::: DATA EXCERPT :::

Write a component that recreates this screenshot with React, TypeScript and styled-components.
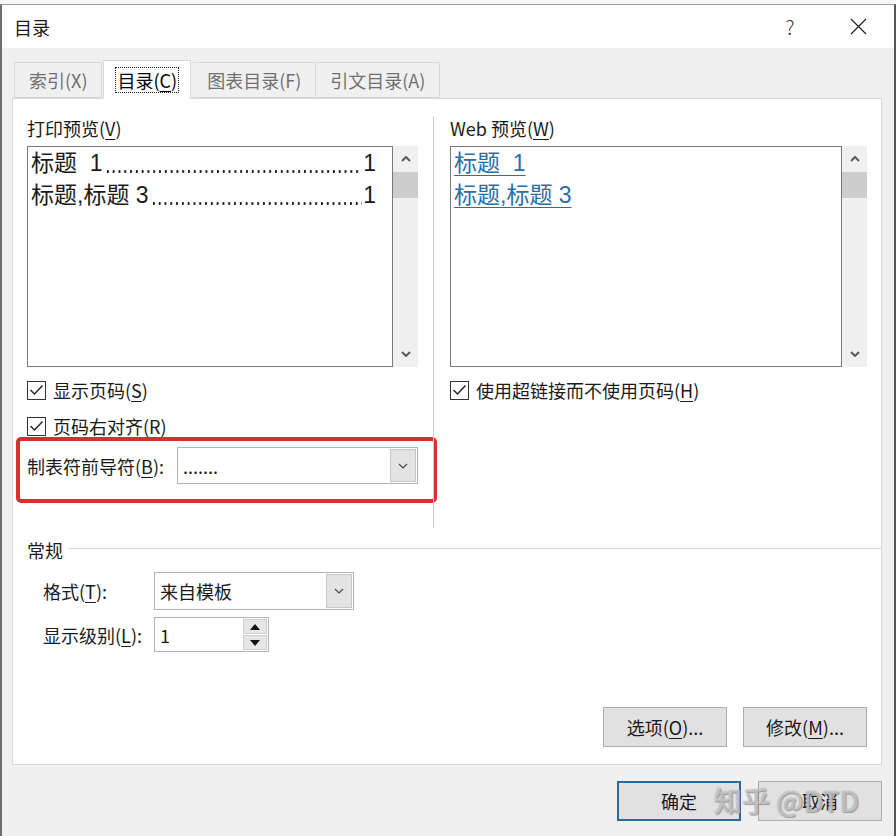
import React from "react";
import styled, { createGlobalStyle } from "styled-components";

const GlobalStyle = createGlobalStyle`
  html, body {
    margin: 0;
    padding: 0;
    background: #fafafa;
  }
  body {
    font-family: "Noto Sans CJK SC", "Noto Sans", sans-serif;
    color: #1a1a1a;
  }
  * {
    box-sizing: border-box;
  }
`;

const Screen = styled.div`
  position: relative;
  width: 896px;
  height: 836px;
  overflow: hidden;
  padding-top: 4px;
  background: #f7f7f7;
`;

const Dialog = styled.div`
  width: 896px;
  height: 832px;
  display: flex;
  flex-direction: column;
  background: #f0f0f0;
  border-top: 1px solid #9a9a9a;
  border-left: 2px solid #6e6e6e;
  border-right: 2px solid #555555;
`;

const TitleBar = styled.div`
  height: 43px;
  display: flex;
  align-items: center;
  padding-left: 12px;
  padding-right: 13px;
  background: #ffffff;
  font-size: 18px;
`;

const TitleControls = styled.div`
  margin-left: auto;
  display: flex;
  align-items: center;
`;

const HelpButton = styled.div`
  width: 30px;
  text-align: center;
  font-size: 20px;
  font-weight: 300;
  color: #333;
  margin-right: 30px;
`;

const CloseButton = styled.div`
  width: 46px;
  display: flex;
  justify-content: center;
`;

const Body = styled.div`
  flex: 1;
  display: flex;
  flex-direction: column;
  padding: 0 12px 0 10px;
`;

const TabRow = styled.div`
  display: flex;
  align-items: flex-end;
  height: 38px;
  margin-top: 12px;
  padding-left: 2px;
  position: relative;
  z-index: 1;
`;

const Tab = styled.div<{ $active?: boolean }>`
  height: ${({ $active }) => ($active ? "39px" : "36px")};
  margin-bottom: ${({ $active }) => ($active ? "-1px" : "0")};
  padding: 0 ${({ $active }) => ($active ? "13px" : "14px")};
  margin-left: ${({ $active }) => ($active ? "1px" : "0")};
  margin-right: ${({ $active }) => ($active ? "2px" : "0")};
  display: flex;
  align-items: center;
  font-size: 18px;
  color: ${({ $active }) => ($active ? "#000" : "#707070")};
  background: ${({ $active }) => ($active ? "#ffffff" : "#f0f0f0")};
  border: 1px solid #d9d9d9;
  border-bottom: ${({ $active }) => ($active ? "none" : "1px solid #d9d9d9")};
  border-left: ${({ $active }) => ($active ? "1px solid #d9d9d9" : "none")};
  &:first-child {
    border-left: 1px solid #d9d9d9;
  }
`;

const FocusText = styled.span`
  outline: 1px dotted #222;
  outline-offset: 1px;
  line-height: 22px;
`;

const Panel = styled.div`
  height: 667px;
  display: flex;
  flex-direction: column;
  background: #ffffff;
  border: 1px solid #d9d9d9;
`;

const TopSection = styled.div`
  display: flex;
  height: 429px;
`;

const Column = styled.div<{ $left?: boolean }>`
  width: ${({ $left }) => ($left ? "420px" : "auto")};
  flex: ${({ $left }) => ($left ? "none" : "1")};
  display: flex;
  flex-direction: column;
  padding: ${({ $left }) => ($left ? "19px 15px 0 14px" : "19px 14px 0 16px")};
`;

const Separator = styled.div`
  width: 1px;
  height: 412px;
  margin-top: 17px;
  background: #cfcfcf;
`;

const FieldLabel = styled.div`
  font-size: 18px;
  line-height: 20px;
  margin-bottom: 8px;
  white-space: nowrap;
`;

const Key = styled.span`
  text-decoration: underline;
  text-underline-offset: 3px;
`;

const PreviewArea = styled.div`
  display: flex;
  height: 221px;
`;

const ListBox = styled.div`
  flex: 1;
  border: 1px solid #7a7a7a;
  background: #ffffff;
  padding: 0 16px 0 3px;
  font-family: "Liberation Sans", "Noto Sans CJK SC", sans-serif;
  font-size: 23px;
  line-height: 32px;
  overflow: hidden;
`;

const TocLine = styled.div`
  display: flex;
  white-space: nowrap;
`;

/* dotted tab leader, drawn as a repeating dot pattern sitting on the baseline */
const Leader = styled.span`
  flex: 1;
  height: 32px;
  margin: 0 1px 0 2px;
  background-image: radial-gradient(circle 1.2px at 2.8px 24.5px, #1a1a1a 95%, transparent 100%);
  background-size: 5.8px 32px;
  background-repeat: repeat-x;
`;

const WebLink = styled.div`
  color: #2a6ea6;
  text-decoration: underline;
  text-underline-offset: 4px;
  text-decoration-thickness: 1px;
  white-space: pre;
  width: fit-content;
`;

const ScrollBar = styled.div`
  width: 25px;
  display: flex;
  flex-direction: column;
  background: #f0f0f0;
`;

const ScrollArrow = styled.div`
  height: 26px;
  display: flex;
  align-items: center;
  justify-content: center;
`;

const ScrollThumb = styled.div`
  height: 26px;
  background: #cdcdcd;
`;

const ScrollTrack = styled.div`
  flex: 1;
`;

const CheckRow = styled.div<{ $gap: number }>`
  height: 30px;
  margin-top: ${({ $gap }) => $gap}px;
  display: flex;
  align-items: center;
  gap: 7px;
  font-size: 18px;
  white-space: nowrap;
`;

const CheckBox = styled.div`
  width: 19px;
  height: 19px;
  border: 1px solid #333;
  background: #fff;
  display: flex;
  align-items: center;
  justify-content: center;
`;

const Highlight = styled.div`
  width: 421px;
  height: 66px;
  margin-left: -11px;
  margin-top: -4px;
  padding: 6px 0 0 7px;
  border: 4px solid #d8302a;
  border-radius: 5px;
`;

const FormRow = styled.div<{ $labelWidth: number; $gap?: number }>`
  display: flex;
  align-items: center;
  margin-top: ${({ $gap }) => $gap ?? 0}px;
  font-size: 18px;
  & > label {
    width: ${({ $labelWidth }) => $labelWidth}px;
    white-space: nowrap;
  }
`;

const Combo = styled.div<{ $width: number; $height: number }>`
  width: ${({ $width }) => $width}px;
  height: ${({ $height }) => $height}px;
  display: flex;
  align-items: stretch;
  border: 1px solid #b4b4b4;
  background: #fff;
`;

const ComboValue = styled.div`
  flex: 1;
  display: flex;
  align-items: center;
  padding-left: 5px;
  font-size: 18px;
`;

const DropButton = styled.div`
  width: 26px;
  margin: 1px;
  display: flex;
  align-items: center;
  justify-content: center;
  background: #e3e3e3;
  border: 1px solid #c6c6c6;
`;

const SpinButtons = styled.div`
  width: 24px;
  margin: 1px;
  display: flex;
  flex-direction: column;
  gap: 1px;
`;

const SpinButton = styled.div`
  flex: 1;
  display: flex;
  align-items: center;
  justify-content: center;
  background: #e6e6e6;
  border: 1px solid #cfcfcf;
`;

const GroupHeader = styled.div`
  display: flex;
  align-items: center;
  gap: 5px;
  margin-top: 12px;
  padding-left: 14px;
  font-size: 18px;
  line-height: 20px;
`;

const GroupLine = styled.div`
  flex: 1;
  height: 1px;
  margin-top: -3px;
  background: #dcdcdc;
`;

const GroupBody = styled.div`
  padding-left: 30px;
`;

const ButtonRow = styled.div<{ $panel?: boolean }>`
  display: flex;
  justify-content: flex-end;
  gap: ${({ $panel }) => ($panel ? "16px" : "17px")};
  margin-top: ${({ $panel }) => ($panel ? "auto" : "16px")};
  padding-right: ${({ $panel }) => ($panel ? "14px" : "0")};
  padding-bottom: ${({ $panel }) => ($panel ? "17px" : "0")};
`;

const Button = styled.div<{ $default?: boolean }>`
  width: 124px;
  height: 40px;
  display: flex;
  align-items: center;
  justify-content: center;
  font-size: 18px;
  background: #e1e1e1;
  border: ${({ $default }) => ($default ? "2px solid #2a6b9e" : "1px solid #adadad")};
`;

const Watermark = styled.div`
  position: absolute;
  left: 714px;
  top: 780px;
  font-size: 28px;
  font-weight: 500;
  color: rgba(255, 255, 255, 0.55);
  text-shadow: 0 0 1px rgba(90, 90, 90, 0.7), 1px 1px 1px rgba(120, 120, 120, 0.6);
  white-space: pre;
  pointer-events: none;
`;

const Chevron = ({ up, size = 10, color = "#5a5a5a", stroke = 2 }: { up?: boolean; size?: number; color?: string; stroke?: number }) => (
  <svg width={size} height={size * 0.6} viewBox="0 0 10 6">
    <path
      d={up ? "M1 5 L5 1 L9 5" : "M1 1 L5 5 L9 1"}
      fill="none"
      stroke={color}
      strokeWidth={stroke}
    />
  </svg>
);

const Triangle = ({ up }: { up?: boolean }) => (
  <svg width="10" height="6" viewBox="0 0 10 6">
    <path d={up ? "M0 6 L5 0 L10 6 Z" : "M0 0 L5 6 L10 0 Z"} fill="#111" />
  </svg>
);

const Check = () => (
  <svg width="15" height="12" viewBox="0 0 15 12">
    <path d="M1.5 6 L5.5 10 L13.5 1.5" fill="none" stroke="#222" strokeWidth="1.4" />
  </svg>
);

const Scroll = () => (
  <ScrollBar>
    <ScrollArrow>
      <Chevron up />
    </ScrollArrow>
    <ScrollThumb />
    <ScrollTrack />
    <ScrollArrow>
      <Chevron />
    </ScrollArrow>
  </ScrollBar>
);

const CheckItem = ({ gap, children }: { gap: number; children: React.ReactNode }) => (
  <CheckRow $gap={gap}>
    <CheckBox>
      <Check />
    </CheckBox>
    <span>{children}</span>
  </CheckRow>
);

const App: React.FC = () => {
  return (
    <Screen>
      <GlobalStyle />
      <Dialog>
        <TitleBar>
          目录
          <TitleControls>
            <HelpButton>?</HelpButton>
            <CloseButton>
              <svg width="17" height="17" viewBox="0 0 17 17">
                <path d="M1 1 L16 16 M16 1 L1 16" stroke="#222" strokeWidth="1.2" />
              </svg>
            </CloseButton>
          </TitleControls>
        </TitleBar>

        <Body>
          <TabRow>
            <Tab>索引(X)</Tab>
            <Tab $active>
              <FocusText>
                目录(<Key>C</Key>)
              </FocusText>
            </Tab>
            <Tab>图表目录(F)</Tab>
            <Tab>引文目录(A)</Tab>
          </TabRow>

          <Panel>
            <TopSection>
              <Column $left>
                <FieldLabel>
                  打印预览(<Key>V</Key>)
                </FieldLabel>
                <PreviewArea>
                  <ListBox>
                    <TocLine>
                      <span>标题&nbsp;&nbsp;1</span>
                      <Leader />
                      <span>1</span>
                    </TocLine>
                    <TocLine>
                      <span>标题,标题 3</span>
                      <Leader />
                      <span>1</span>
                    </TocLine>
                  </ListBox>
                  <Scroll />
                </PreviewArea>
                <CheckItem gap={8}>
                  显示页码(<Key>S</Key>)
                </CheckItem>
                <CheckItem gap={6}>
                  页码右对齐(<Key>R</Key>)
                </CheckItem>
                <Highlight>
                  <FormRow $labelWidth={150}>
                    <label>
                      制表符前导符(<Key>B</Key>):
                    </label>
                    <Combo $width={241} $height={37}>
                      <ComboValue>.......</ComboValue>
                      <DropButton>
                        <Chevron size={10} stroke={1.1} color="#444" />
                      </DropButton>
                    </Combo>
                  </FormRow>
                </Highlight>
              </Column>

              <Separator />

              <Column>
                <FieldLabel>
                  Web 预览(<Key>W</Key>)
                </FieldLabel>
                <PreviewArea>
                  <ListBox>
                    <WebLink>标题  1</WebLink>
                    <WebLink>标题,标题 3</WebLink>
                  </ListBox>
                  <Scroll />
                </PreviewArea>
                <CheckItem gap={8}>
                  使用超链接而不使用页码(<Key>H</Key>)
                </CheckItem>
              </Column>
            </TopSection>

            <GroupHeader>
              常规
              <GroupLine />
            </GroupHeader>
            <GroupBody>
              <FormRow $labelWidth={111} $gap={12}>
                <label>
                  格式(<Key>T</Key>):
                </label>
                <Combo $width={200} $height={38}>
                  <ComboValue>来自模板</ComboValue>
                  <DropButton>
                    <Chevron size={10} stroke={1.1} color="#444" />
                  </DropButton>
                </Combo>
              </FormRow>
              <FormRow $labelWidth={111} $gap={7}>
                <label>
                  显示级别(<Key>L</Key>):
                </label>
                <Combo $width={115} $height={35}>
                  <ComboValue>1</ComboValue>
                  <SpinButtons>
                    <SpinButton>
                      <Triangle up />
                    </SpinButton>
                    <SpinButton>
                      <Triangle />
                    </SpinButton>
                  </SpinButtons>
                </Combo>
              </FormRow>
            </GroupBody>

            <ButtonRow $panel>
              <Button>
                选项(<Key>O</Key>)...
              </Button>
              <Button>
                修改(<Key>M</Key>)...
              </Button>
            </ButtonRow>
          </Panel>

          <ButtonRow>
            <Button $default>确定</Button>
            <Button>取消</Button>
          </ButtonRow>
        </Body>
      </Dialog>
      <Watermark>知乎 @DTD</Watermark>
    </Screen>
  );
};

export default App;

:::

Filter the listing above for the string "components" and copy every matching line.

Write a component that recreates this screenshot with React, TypeScript and styled-components.
import styled, { createGlobalStyle } from "styled-components";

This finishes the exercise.